Au-delà de la femme, la violence au sein d’un foyer peut entrainer de graves conséquences chez les enfants, ce sont des victimes oubliées alors que ce sont eux les premiers témoins de la violence dont la mère est victime
En général, quand on parle de violence basée sur le genre, on ne voit que la violence physique, malheureusement il n’y a pas que cela. Il y’a la violence psychologique; la violence sexuelle, etc.
Concernant précisément la santé, il faut que la femme ait accès aux soins de santé notamment maternelle et la planification familiale. Plus les naissances sont espacées, mieux la femme se porte. Et nous avons dans ce sens prévu d’aller à la rencontre des femmes surtout rurales pour débattre de certains points sexospécifiques.
Aussi, il est important de promouvoir l’autonomisation économique par la facilitation de l’accès de la femme rurale à la terre, aux intrants agricoles et au financement pour assurer et améliorer la sécurité alimentaire et renforcer la participation de la femme dans la vie rurale.

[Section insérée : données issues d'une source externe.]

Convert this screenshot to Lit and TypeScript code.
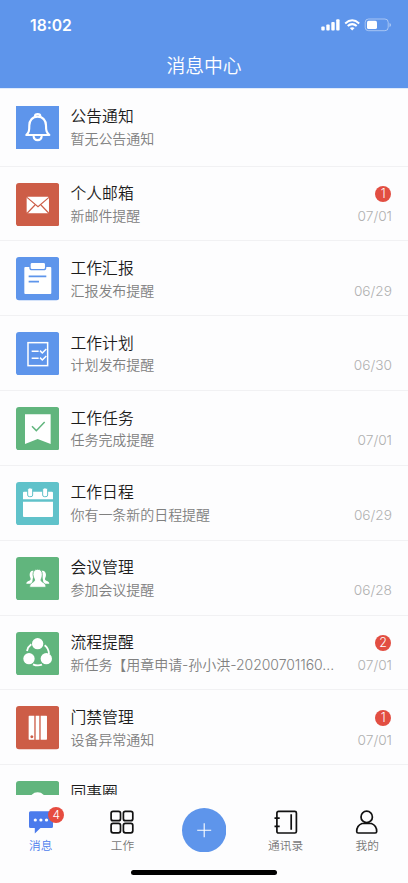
import { LitElement, html, svg, css, nothing } from "lit";
import { customElement, property } from "lit/decorators.js";

interface Message {
  icon: string;
  title: string;
  text: string;
  date?: string;
  count?: number;
}

const BLUE = "#5e95eb";
const RED = "#cd5d47";
const GREEN = "#61b57d";
const TEAL = "#60c2ca";

const messages: Message[] = [
  { icon: "bell", title: "公告通知", text: "暂无公告通知" },
  { icon: "mail", title: "个人邮箱", text: "新邮件提醒", date: "07/01", count: 1 },
  { icon: "report", title: "工作汇报", text: "汇报发布提醒", date: "06/29" },
  { icon: "plan", title: "工作计划", text: "计划发布提醒", date: "06/30" },
  { icon: "task", title: "工作任务", text: "任务完成提醒", date: "07/01" },
  { icon: "schedule", title: "工作日程", text: "你有一条新的日程提醒", date: "06/29" },
  { icon: "meeting", title: "会议管理", text: "参加会议提醒", date: "06/28" },
  { icon: "flow", title: "流程提醒", text: "新任务【用章申请-孙小洪-20200701160...", date: "07/01", count: 2 },
  { icon: "access", title: "门禁管理", text: "设备异常通知", date: "07/01", count: 1 },
  { icon: "circle", title: "同事圈", text: "" },
];

/* Tile glyphs are drawn on a 130-unit square. */
const tiles: Record<string, { color: string; round?: number; art: unknown }> = {
  bell: {
    color: BLUE,
    round: 0,
    art: svg`<g fill="none" stroke="#fff" stroke-width="6.500" stroke-linejoin="round" stroke-linecap="round">
      <path d="M65 32C49 32 40 44 40 58C40 75 39 79 31 87H100C92 79 90 75 90 58C90 44 81 32 65 32Z"/>
      <path d="M57 31C57 22 73 22 73 31"/><path d="M53 92C55 106 75 106 77 92"/></g>`,
  },
  mail: {
    color: RED,
    art: svg`<rect x="32" y="41" width="67" height="50" rx="4" fill="#fff"/>
      <path d="M33 43L66 71L99 43M34 90L57 66M98 90L75 66" fill="none" stroke="#cd5d47" stroke-width="3.5"/>`,
  },
  report: {
    color: BLUE,
    art: svg`<rect x="25" y="30" width="81" height="81" rx="3" fill="#fff"/>
      <rect x="42" y="16" width="47" height="22" rx="6" fill="#fff" stroke="#5e95eb" stroke-width="4"/>
      <path d="M38 58H91M38 74H69" stroke="#5e95eb" stroke-width="5"/>`,
  },
  plan: {
    color: BLUE,
    art: svg`<g fill="none" stroke="#fff" stroke-width="4.500"><rect x="36" y="32" width="59" height="69"/>
      <path d="M47 58H68M47 79H68M72 56L79 63L91 51M72 77L79 84L91 72"/></g>`,
  },
  task: {
    color: GREEN,
    art: svg`<path d="M27 22H104V111L65 96L27 111Z" fill="#fff"/>
      <path d="M48 58L61 71L86 45" fill="none" stroke="#61b57d" stroke-width="4.5"/>`,
  },
  schedule: {
    color: TEAL,
    art: svg`<path d="M21 32Q21 29 24 29H108Q111 29 111 32V52H21ZM21 59H111V102Q111 105 108 105H24Q21 105 21 102Z" fill="#fff"/>
      <g fill="#fff" stroke="#60c2ca" stroke-width="3"><rect x="35" y="18" width="15" height="26" rx="5"/><rect x="80" y="18" width="15" height="26" rx="5"/></g>`,
  },
  meeting: {
    color: GREEN,
    art: svg`<g fill="#fff"><path d="M54 42C46 39 41 45 41 53C41 60 44 62 44 66C44 72 31 72 31 80H48Z"/>
      <path d="M76 42C84 39 90 45 90 53C90 60 87 62 87 66C87 72 100 72 100 80H83Z"/></g>
      <path d="M65 37C56 37 51 43 51 52C51 60 55 64 56 69C56 77 41 75 41 91H90C90 75 75 77 75 69C76 64 79 60 79 52C79 43 74 37 65 37Z" fill="#fff" stroke="#61b57d" stroke-width="2.500"/>`,
  },
  flow: {
    color: GREEN,
    art: svg`<g fill="#fff"><circle cx="65" cy="35" r="17"/><circle cx="39" cy="80" r="17"/><circle cx="91" cy="80" r="17"/></g>
      <g fill="none" stroke="#fff" stroke-width="5.500"><path d="M33 57Q36 44 46 37M86 40Q98 49 99 66M51 97Q65 103 78 98"/></g>`,
  },
  access: {
    color: RED,
    art: svg`<path d="M38 31Q38 29 40 29H55V101H40Q38 101 38 99ZM59 29H70V101H59ZM74 29H91Q93 29 93 31V99Q93 101 91 101H74Z" fill="#fff"/>
      <circle cx="47.500" cy="92" r="4.500" fill="#cd5d47"/>`,
  },
  circle: {
    color: GREEN,
    art: svg`<circle cx="65" cy="59" r="25" fill="#fff"/>`,
  },
};

@customElement("message-row")
class MessageRow extends LitElement {
  @property({ attribute: false }) item!: Message;

  static styles = css`
    :host {
      display: flex;
      box-sizing: border-box;
      height: 74.85px;
      flex: none;
      padding: 16px 16px 0 16px;
      border-bottom: 1px solid #f1f1f3;
    }
    .tile { flex: none; width: 43.3px; height: 43.3px; display: block; }
    .body { flex: none; width: 270px; margin-left: 11.200px; padding-top: 0.6px; white-space: nowrap; }
    .title { font-size: 15.8px; line-height: 22px; color: #1c1c1c; }
    .text { font-size: 14px; line-height: 22px; color: #808080; letter-spacing: -0.05px; margin-top: -0.4px; }
    .side { flex: 1; display: flex; flex-direction: column; align-items: flex-end; }
    .slot { height: 22.200px; display: flex; align-items: center; }
    .count {
      width: 16px; height: 16px; border-radius: 50%; background: #e24e42; color: #fff;
      font-size: 12.500px; line-height: 16px; text-align: center; margin-right: 0.8px;
    }
    .date { font-size: 13.700px; line-height: 22px; color: #b0b0b0; white-space: nowrap; }
  `;

  render() {
    const m = this.item;
    const t = tiles[m.icon];
    return html`
      <svg class="tile" viewBox="0 0 130 130">
        <rect width="130" height="130" rx=${t.round ?? 9} fill=${t.color}></rect>${t.art}
      </svg>
      <div class="body">
        <div class="title">${m.title}</div>
        <div class="text">${m.text}</div>
      </div>
      <div class="side">
        <div class="slot">${m.count ? html`<div class="count">${m.count}</div>` : nothing}</div>
        <div class="date">${m.date ?? ""}</div>
      </div>`;
  }
}

@customElement("app-root")
class AppRoot extends LitElement {
  static styles = css`
    :host {
      display: flex; flex-direction: column; width: 408px; height: 883px; overflow: hidden;
      background: #fdfdfe; font-family: Inter, "Noto Sans CJK SC", sans-serif; font-weight: 350;
    }
    .head { flex: none; height: 88px; background: #5e95eb; color: #fff; box-shadow: 0 1px 0 #dfebfc; z-index: 1; }
    .status { height: 50px; display: flex; align-items: center; justify-content: space-between; padding: 0 17px 0 30px; }
    .clock { font-size: 15.700px; font-weight: 600; }
    .signals { display: block; width: 70px; height: 14px; }
    .heading { font-size: 18.800px; line-height: 32px; text-align: center; padding-top: 1px; }
    .list { flex: 1; min-height: 0; overflow: hidden; display: flex; flex-direction: column; }
    .first { height: 78.5px; padding-top: 17.8px; }
    .tabs { flex: none; height: 74px; display: grid; grid-template-columns: repeat(5, 1fr); }
    .tab { display: flex; flex-direction: column; align-items: center; padding-top: 15px; font-size: 11.700px; line-height: 16px; color: #777; }
    .active { color: #4d7ded; }
    .icon { display: block; width: 24px; height: 24px; margin-bottom: 4px; }
    .holder { position: relative; }
    .badge {
      position: absolute; left: 19.500px; top: -3px; width: 16px; height: 16px; border-radius: 50%;
      background: #e64c40; color: #fff; font-size: 12px; line-height: 16px; text-align: center;
    }
    .plus { width: 44.400px; height: 44.400px; margin-top: -2px; display: block; }
    .home { flex: none; height: 14px; display: flex; justify-content: center; }
    .pill { width: 146px; height: 5px; border-radius: 3px; background: #000; margin-top: 0.5px; }
  `;

  render() {
    return html`
      <div class="head">
        <div class="status">
          <div class="clock">18:02</div>
          <svg class="signals" viewBox="0 0 70 14">
            <g fill="#fff">
              <rect x="0.300" y="8.500" width="3.400" height="4" rx="0.9"></rect>
              <rect x="5.300" y="6.500" width="3.400" height="6" rx="0.9"></rect>
              <rect x="10.300" y="4" width="3.400" height="8.500" rx="0.9"></rect>
              <rect x="15.200" y="1.300" width="3.400" height="11.200" rx="0.9"></rect>
              <path d="M31.200 12.500L28.800 10.100Q31.200 8.200 33.600 10.100Z"></path>
            </g>
            <g fill="none" stroke="#fff" stroke-width="2">
              <path d="M24.200 5.400Q31.200 -0.900 38.200 5.400"></path>
              <path d="M26.700 8.100Q31.200 4.100 35.700 8.100"></path>
            </g>
            <rect x="44.200" y="1" width="23" height="11.700" rx="3.300" fill="none" stroke="#fff" stroke-opacity="0.45"></rect>
            <rect x="46" y="2.800" width="10" height="8.200" rx="1.600" fill="#fff"></rect>
            <path d="M68.500 5Q70 5.500 70 7T68.500 9Z" fill="#fff" fill-opacity="0.5"></path>
          </svg>
        </div>
        <div class="heading">消息中心</div>
      </div>
      <div class="list">
        ${messages.map((m, i) => html`<message-row class=${i === 0 ? "first" : ""} .item=${m}></message-row>`)}
      </div>
      <div class="tabs">
        <div class="tab active">
          <div class="holder">
            <svg class="icon" viewBox="0 0 24 24">
              <path d="M1.500 1.300H22.500Q24 1.300 24 2.800V16.500Q24 18 22.500 18H11.500L5.800 23.500V18H1.500Q0 18 0 16.500V2.800Q0 1.300 1.500 1.300Z" fill="#4b7bec"></path>
              <g fill="#fff"><circle cx="6.300" cy="10" r="1.600"></circle><circle cx="11.900" cy="10" r="1.600"></circle><circle cx="17.500" cy="10" r="1.600"></circle></g>
            </svg>
            <div class="badge">4</div>
          </div>
          <div>消息</div>
        </div>
        <div class="tab">
          <svg class="icon" viewBox="0 0 24 24">
            <g fill="none" stroke="#111" stroke-width="1.700">
              <rect x="1.100" y="1.300" width="9.400" height="9.400" rx="2"></rect>
              <rect x="13.400" y="1.300" width="9.400" height="9.400" rx="2"></rect>
              <rect x="1.100" y="13.400" width="9.400" height="9.400" rx="2"></rect>
              <rect x="13.400" y="13.400" width="9.400" height="9.400" rx="2"></rect>
            </g>
          </svg>
          <div>工作</div>
        </div>
        <div class="tab">
          <svg class="plus" viewBox="0 0 44.400 44.400">
            <circle cx="22.200" cy="22.200" r="22.200" fill="#5e95eb"></circle>
            <path d="M15.200 22.200H29.200M22.200 15.200V29.200" stroke="#fff" stroke-width="1.100"></path>
          </svg>
        </div>
        <div class="tab">
          <svg class="icon" viewBox="0 0 24 24">
            <g fill="none" stroke="#111" stroke-width="1.700">
              <rect x="2.900" y="1.300" width="19.500" height="21.700" rx="1.600"></rect>
              <path d="M17.200 4.200V19.800M0.500 8.200H5.700M0.500 16.300H5.700"></path>
            </g>
          </svg>
          <div>通讯录</div>
        </div>
        <div class="tab">
          <svg class="icon" viewBox="0 0 24 24">
            <g fill="none" stroke="#111" stroke-width="1.700">
              <circle cx="11.700" cy="6.900" r="5.700"></circle>
              <path d="M7 13.500H16.400Q21.700 15.500 21.700 21.500Q21.700 23 20.200 23H3.200Q1.700 23 1.700 21.500Q1.700 15.500 7 13.500Z" stroke-linejoin="round"></path>
            </g>
          </svg>
          <div>我的</div>
        </div>
      </div>
      <div class="home"><div class="pill"></div></div>
    `;
  }
}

Il y a également un troisième élément à prendre en compte : il s’agit de la question de l’accès à l’éducation de la jeune fille. Même si des progrès énormes ont été faits, il reste beaucoup à faire. Certaines, bien qu’ayant de bons résultats à l’école sont obligées d’arrêter leur scolarité pour différentes raisons. Par exemple après l’obtention du CFEPD, l’éloignement du collège par rapport au lieu d’habitation, donc par manque de tuteur, ou le mariage précoce qui est toujours d’actualité dans certaines régions de notre pays.